Hacker News new | ask | show | jobs
by topspin 3411 days ago
I'm replying due to this same part/paragraph. I've been dealing with some manifestation of EXPLAIN since Oracle 6. In the last few years I've become handy with PostgreSQL's EXPLAIN as well, and this reminds me of my biggest hang-up regarding PostgreSQL; their hostility toward optimizer hints.

Like Mr. Stein I too have found myself in bad places with PostgreSQL's optimizer. This is commonplace with relational systems; every such system I've ever dealt with, including all versions of Oracle since the mid 90's, Informix, MS-SQL, DB/2 (on AS/400, Windows and Linux,) and PostgreSQL eventually get handed a query and a schema that produces the wrong plan and has intolerably bad performance. No exception. None of these attempts to create flawless optimizers that anticipate every use case has ever succeeded, PostgreSQL included.

With other systems there are hints that, as a last resort, you can apply to get efficient results. Not so much with PostgreSQL. Not implementing the sort of hints that solve these problems (as opposed to the often ineffectual enable_* planner configuration, unacceptable global configuration and other workarounds needed with PostgreSQL) is policy:

"We are not interested in implementing hints in the exact ways they are commonly implemented on other databases. Proposals based on 'because they've got them' will not be welcomed."

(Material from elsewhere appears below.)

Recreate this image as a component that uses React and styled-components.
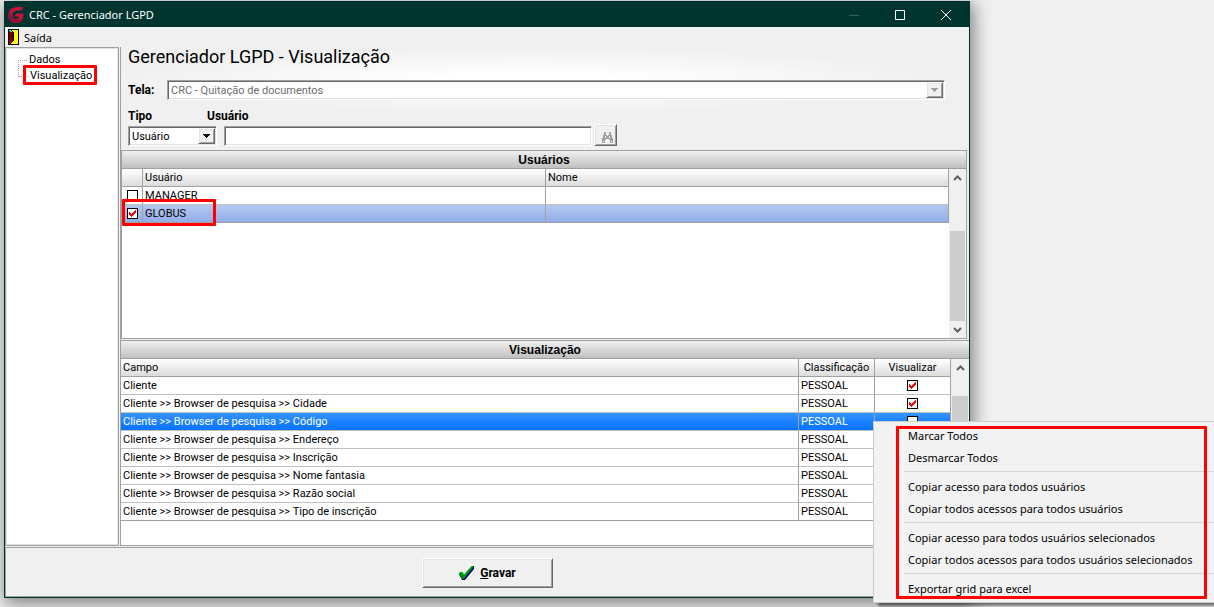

How about proposals based on "because your hint-free optimizer gets it wrong and I require a working solution without too many backflips and somersaults or database design lectures." No? Then sorry; I can't risk getting painted into a corner by your narrow minded and naive policy. PostgreSQL goes no further than non-critical, ancillary systems when I have say in it. And I do.

2 comments

You're absolutely correct. Optimizer hints are a source of contention in Postgres. I'm sure you're already aware, but just for completeness, here's some more information on optimizer hints and Postgres from Simon Riggs back in 2011. I don't expect this to sway opinion one way or the other. It's useful to read more on Postgres' policy.

http://blog.2ndquadrant.com/hinting_at_postgresql/

From the introduction:

- Introducing hints is a common source of later problems, because fixing a query place once in a special case isn’t a very robust approach. As your data set grows, and possibly changes distribution as well, the idea you hinted toward when it was small can become an increasingly bad idea.

- Adding a useful hint interface would complicate the optimizer code, which is difficult enough to maintain as it is. Part of the reason PostgreSQL works as well as it does running queries is because feel-good code (“we can check off hinting on our vendor comparison feature list!”) that doesn’t actually pay for itself, in terms of making the database better enough to justify its continued maintenance, is rejected by policy. If it doesn’t work, it won’t get added. And when evaluated objectively, hints are on average a problem rather than a solution.

- The sort of problems that hints work can be optimizer bugs. The PostgreSQL community responds to true bugs in the optimizer faster than anyone else in the industry. Ask around and you don’t have to meet many PostgreSQL users before finding one who has reported a bug and watched it get fixed by the next day.

Now, the main completely valid response to finding out hints are missing, normally from DBAs who are used to them, is “well how do I handle an optimizer bug when I do run into it?” Like all tech work nowadays, there’s usually huge pressure to get the quickest possible fix when a bad query problem pops up....

Having never used postgres, this seems extremely scary. I've only ever needed index hints a couple times in other databases, but when you need them there isn't usually an alternative. Messing with global knobs is a good way to cause more problems than you are solving.

I've even entertained the idea that every query should be hinted. For OLTP workloads, you practically always know exactly how you want the DB to execute your query anyways. And often times you find out very late that the query planner made the wrong choice and now your query is taking orders of magnitude longer than it should (worse, sometimes this changes at runtime). I've never actually gone through with this religiously though...

>> Having never used postgres, this seems extremely scary. I've only ever needed index hints a couple times in other databases, but when you need them there isn't usually an alternative. Messing with global knobs is a good way to cause more problems than you are solving.

You've got the plot exactly. The last such battle I was involved with ended in creating a materialized view to substitute for several tables in a larger join; without the view there was no way[1] to get an acceptable plan. Creating this view was effectively just a form of programming our own planner. And yes, the need to update the view to get the desired result is an ongoing problem; one that's scheduled to get solved with a migration to another DB.

Like you I've never been all that quick to employ hints. I tend to use them while experimenting during development or troubleshooting and avoid them in production code. But there have been production uses, and you know what? The world did not end. No one laughed at or fired me. No regulatory agency fined me. It did not get posted on Daily WTF. No subsequent maintenance programmer has ever shown up at my home in the dead of night. It just solved the problem, quickly and effectively.

Sure would be nice if people purporting to offer a fit-for-purpose relational systems understood the value of a little pragmatism.

[1] given the finite amount of time we could sacrifice to deal with it

Just to be clear, those settings are global per query, not global for the entire server. Still that makes them almost useless for large queries, but I would not exactly call them scary.